WHAT IS ASKED -
Select every line below containing the word "styles".

DATA PROVIDED -

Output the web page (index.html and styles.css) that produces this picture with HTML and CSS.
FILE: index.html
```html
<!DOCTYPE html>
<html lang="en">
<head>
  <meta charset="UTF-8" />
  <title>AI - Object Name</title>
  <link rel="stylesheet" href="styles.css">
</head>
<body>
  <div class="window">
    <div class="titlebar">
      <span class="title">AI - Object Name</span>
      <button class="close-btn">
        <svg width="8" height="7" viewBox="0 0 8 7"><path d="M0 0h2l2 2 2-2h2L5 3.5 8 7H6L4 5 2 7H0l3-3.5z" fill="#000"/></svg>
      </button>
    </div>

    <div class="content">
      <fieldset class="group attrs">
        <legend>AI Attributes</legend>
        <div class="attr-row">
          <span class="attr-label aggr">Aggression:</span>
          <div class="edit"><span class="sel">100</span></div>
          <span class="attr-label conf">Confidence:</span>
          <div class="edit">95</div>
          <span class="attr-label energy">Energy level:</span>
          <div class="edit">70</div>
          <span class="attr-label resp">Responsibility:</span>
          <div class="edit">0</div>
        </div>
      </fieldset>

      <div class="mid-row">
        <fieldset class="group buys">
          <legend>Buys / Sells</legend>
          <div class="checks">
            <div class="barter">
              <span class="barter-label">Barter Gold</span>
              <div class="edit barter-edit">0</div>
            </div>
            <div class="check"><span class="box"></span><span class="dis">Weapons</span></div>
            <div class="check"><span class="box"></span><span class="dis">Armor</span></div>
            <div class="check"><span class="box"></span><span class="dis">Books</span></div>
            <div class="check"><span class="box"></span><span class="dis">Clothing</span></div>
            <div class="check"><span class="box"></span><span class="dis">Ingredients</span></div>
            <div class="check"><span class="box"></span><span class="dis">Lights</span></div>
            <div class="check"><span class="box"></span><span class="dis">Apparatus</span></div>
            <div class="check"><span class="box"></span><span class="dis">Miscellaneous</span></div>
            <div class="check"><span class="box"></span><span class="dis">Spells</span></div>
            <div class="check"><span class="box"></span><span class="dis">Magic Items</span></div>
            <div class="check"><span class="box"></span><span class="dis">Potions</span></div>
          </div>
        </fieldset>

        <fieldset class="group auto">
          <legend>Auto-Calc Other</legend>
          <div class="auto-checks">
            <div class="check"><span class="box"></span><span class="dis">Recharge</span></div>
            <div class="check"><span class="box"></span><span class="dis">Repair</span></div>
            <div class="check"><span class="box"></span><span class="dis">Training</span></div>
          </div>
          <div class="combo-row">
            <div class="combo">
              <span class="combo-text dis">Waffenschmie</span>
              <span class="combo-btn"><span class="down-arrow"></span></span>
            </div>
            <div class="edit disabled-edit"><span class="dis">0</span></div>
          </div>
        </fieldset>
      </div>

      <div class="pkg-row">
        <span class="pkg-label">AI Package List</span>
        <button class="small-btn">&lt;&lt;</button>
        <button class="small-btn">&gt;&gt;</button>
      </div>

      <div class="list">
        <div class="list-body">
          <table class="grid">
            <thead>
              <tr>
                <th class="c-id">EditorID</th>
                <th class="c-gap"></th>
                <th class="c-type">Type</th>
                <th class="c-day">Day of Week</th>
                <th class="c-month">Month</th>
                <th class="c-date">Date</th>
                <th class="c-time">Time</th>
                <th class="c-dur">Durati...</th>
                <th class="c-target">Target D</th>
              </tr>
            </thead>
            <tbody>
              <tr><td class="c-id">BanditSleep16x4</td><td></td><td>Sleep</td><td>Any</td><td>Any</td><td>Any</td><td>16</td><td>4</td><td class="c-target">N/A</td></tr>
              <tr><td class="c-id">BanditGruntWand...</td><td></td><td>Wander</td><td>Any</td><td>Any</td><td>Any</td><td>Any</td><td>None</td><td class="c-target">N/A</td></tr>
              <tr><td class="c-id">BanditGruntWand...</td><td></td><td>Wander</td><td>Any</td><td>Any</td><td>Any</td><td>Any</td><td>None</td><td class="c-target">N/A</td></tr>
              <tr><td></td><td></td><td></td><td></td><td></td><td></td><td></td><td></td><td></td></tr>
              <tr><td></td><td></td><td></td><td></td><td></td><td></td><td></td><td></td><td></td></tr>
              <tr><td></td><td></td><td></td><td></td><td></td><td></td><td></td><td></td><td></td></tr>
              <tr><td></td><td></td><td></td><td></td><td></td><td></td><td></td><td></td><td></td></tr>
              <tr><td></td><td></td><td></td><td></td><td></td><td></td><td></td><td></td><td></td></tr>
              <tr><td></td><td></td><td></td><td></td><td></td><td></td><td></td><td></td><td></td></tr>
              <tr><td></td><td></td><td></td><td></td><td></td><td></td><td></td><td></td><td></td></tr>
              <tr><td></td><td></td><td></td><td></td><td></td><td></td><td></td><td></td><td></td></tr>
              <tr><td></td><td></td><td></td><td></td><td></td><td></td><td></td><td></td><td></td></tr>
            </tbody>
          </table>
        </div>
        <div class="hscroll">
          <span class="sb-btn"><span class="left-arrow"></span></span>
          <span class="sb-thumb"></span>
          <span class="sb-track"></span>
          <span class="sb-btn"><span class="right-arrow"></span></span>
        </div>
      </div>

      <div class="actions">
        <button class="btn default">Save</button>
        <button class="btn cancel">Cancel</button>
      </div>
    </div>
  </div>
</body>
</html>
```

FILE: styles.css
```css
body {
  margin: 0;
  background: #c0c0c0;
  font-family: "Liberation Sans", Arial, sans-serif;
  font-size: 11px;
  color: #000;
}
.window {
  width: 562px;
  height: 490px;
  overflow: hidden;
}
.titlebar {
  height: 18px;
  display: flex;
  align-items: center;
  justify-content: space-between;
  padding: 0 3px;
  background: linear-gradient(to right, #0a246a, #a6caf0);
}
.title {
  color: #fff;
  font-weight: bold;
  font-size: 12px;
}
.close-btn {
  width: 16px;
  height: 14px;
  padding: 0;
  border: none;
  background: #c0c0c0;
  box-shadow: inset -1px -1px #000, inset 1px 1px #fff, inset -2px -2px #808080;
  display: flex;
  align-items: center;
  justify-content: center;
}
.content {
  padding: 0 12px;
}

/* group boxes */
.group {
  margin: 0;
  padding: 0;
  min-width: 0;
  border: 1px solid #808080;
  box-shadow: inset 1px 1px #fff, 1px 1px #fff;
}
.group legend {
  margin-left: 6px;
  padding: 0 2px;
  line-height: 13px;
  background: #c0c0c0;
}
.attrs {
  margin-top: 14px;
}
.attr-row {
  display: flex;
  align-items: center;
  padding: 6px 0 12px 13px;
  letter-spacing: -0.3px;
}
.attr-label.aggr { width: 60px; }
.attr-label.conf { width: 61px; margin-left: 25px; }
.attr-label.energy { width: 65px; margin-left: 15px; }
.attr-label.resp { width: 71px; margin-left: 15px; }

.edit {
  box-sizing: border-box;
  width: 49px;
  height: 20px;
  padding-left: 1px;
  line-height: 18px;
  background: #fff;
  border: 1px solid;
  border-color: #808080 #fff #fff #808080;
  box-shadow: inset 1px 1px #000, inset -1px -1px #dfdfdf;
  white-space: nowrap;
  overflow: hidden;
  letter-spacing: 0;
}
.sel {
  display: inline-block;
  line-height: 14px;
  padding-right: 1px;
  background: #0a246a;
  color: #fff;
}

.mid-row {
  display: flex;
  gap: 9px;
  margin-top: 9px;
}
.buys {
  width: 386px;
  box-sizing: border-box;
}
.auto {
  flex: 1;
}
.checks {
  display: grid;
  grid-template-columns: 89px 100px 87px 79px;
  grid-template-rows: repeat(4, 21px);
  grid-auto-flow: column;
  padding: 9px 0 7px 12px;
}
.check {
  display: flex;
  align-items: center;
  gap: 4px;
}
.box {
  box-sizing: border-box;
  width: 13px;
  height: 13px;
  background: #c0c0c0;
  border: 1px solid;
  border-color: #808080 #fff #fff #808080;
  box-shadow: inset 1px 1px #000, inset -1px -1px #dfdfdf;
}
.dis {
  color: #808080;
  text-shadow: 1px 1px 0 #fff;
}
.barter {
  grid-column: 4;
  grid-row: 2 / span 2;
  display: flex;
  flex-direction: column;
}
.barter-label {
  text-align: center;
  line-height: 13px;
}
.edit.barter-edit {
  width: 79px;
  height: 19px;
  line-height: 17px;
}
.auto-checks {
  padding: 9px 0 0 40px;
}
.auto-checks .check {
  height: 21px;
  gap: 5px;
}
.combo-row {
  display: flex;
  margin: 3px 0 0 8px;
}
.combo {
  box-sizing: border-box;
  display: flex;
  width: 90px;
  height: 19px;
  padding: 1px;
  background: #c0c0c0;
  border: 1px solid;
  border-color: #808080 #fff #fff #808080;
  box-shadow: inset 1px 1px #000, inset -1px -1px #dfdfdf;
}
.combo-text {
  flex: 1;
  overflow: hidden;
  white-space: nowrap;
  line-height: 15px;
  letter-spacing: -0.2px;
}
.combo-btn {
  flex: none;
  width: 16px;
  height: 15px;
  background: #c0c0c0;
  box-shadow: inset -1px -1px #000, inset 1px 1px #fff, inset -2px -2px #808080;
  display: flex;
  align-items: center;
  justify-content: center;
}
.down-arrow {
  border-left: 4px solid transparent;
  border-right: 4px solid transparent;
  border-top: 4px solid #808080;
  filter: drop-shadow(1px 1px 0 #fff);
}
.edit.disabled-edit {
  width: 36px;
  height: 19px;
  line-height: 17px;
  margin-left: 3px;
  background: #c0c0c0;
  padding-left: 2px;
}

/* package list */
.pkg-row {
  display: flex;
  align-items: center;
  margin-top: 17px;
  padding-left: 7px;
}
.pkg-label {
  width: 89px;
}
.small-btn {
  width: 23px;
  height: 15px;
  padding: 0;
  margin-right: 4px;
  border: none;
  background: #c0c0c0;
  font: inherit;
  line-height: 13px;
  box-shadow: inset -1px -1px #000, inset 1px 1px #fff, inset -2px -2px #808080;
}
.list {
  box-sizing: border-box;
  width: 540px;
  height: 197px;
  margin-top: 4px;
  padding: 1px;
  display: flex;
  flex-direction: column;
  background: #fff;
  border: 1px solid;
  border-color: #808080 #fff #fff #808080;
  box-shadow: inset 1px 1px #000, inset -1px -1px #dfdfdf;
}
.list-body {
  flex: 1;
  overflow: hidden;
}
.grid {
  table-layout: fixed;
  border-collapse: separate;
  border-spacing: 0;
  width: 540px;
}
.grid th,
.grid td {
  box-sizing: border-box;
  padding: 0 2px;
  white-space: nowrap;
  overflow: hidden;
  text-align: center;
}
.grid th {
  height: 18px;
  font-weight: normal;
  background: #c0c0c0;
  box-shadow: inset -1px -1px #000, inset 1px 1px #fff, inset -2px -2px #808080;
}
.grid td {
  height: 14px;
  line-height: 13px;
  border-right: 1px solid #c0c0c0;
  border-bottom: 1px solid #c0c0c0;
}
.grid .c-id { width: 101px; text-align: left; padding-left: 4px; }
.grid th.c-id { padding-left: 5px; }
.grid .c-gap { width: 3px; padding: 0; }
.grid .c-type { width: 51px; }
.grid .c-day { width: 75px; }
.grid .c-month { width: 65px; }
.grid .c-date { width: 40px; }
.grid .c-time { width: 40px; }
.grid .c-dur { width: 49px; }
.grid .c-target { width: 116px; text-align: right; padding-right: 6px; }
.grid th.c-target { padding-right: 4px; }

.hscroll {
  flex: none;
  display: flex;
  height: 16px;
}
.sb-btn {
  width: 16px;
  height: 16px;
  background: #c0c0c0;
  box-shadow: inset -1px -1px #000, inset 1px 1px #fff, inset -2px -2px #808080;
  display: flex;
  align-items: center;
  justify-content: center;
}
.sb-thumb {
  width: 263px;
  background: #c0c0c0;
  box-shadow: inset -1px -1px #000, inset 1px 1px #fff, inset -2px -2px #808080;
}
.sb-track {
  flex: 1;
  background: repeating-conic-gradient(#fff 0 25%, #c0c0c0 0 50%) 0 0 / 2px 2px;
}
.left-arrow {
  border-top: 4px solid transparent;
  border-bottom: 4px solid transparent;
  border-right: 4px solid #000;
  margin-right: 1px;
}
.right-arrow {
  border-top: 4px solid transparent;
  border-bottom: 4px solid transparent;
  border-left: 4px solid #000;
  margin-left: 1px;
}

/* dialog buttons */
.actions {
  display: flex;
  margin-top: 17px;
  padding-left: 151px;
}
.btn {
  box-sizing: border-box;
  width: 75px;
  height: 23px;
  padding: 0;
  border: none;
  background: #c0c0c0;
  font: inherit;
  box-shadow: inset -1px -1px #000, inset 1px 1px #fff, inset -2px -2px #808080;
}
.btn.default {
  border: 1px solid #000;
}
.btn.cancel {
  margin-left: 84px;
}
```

RESULT FOR THIS EXERCISE -
Output the web page (index.html and styles.css) that produces this picture with HTML and CSS.
  <link rel="stylesheet" href="styles.css">
FILE: styles.css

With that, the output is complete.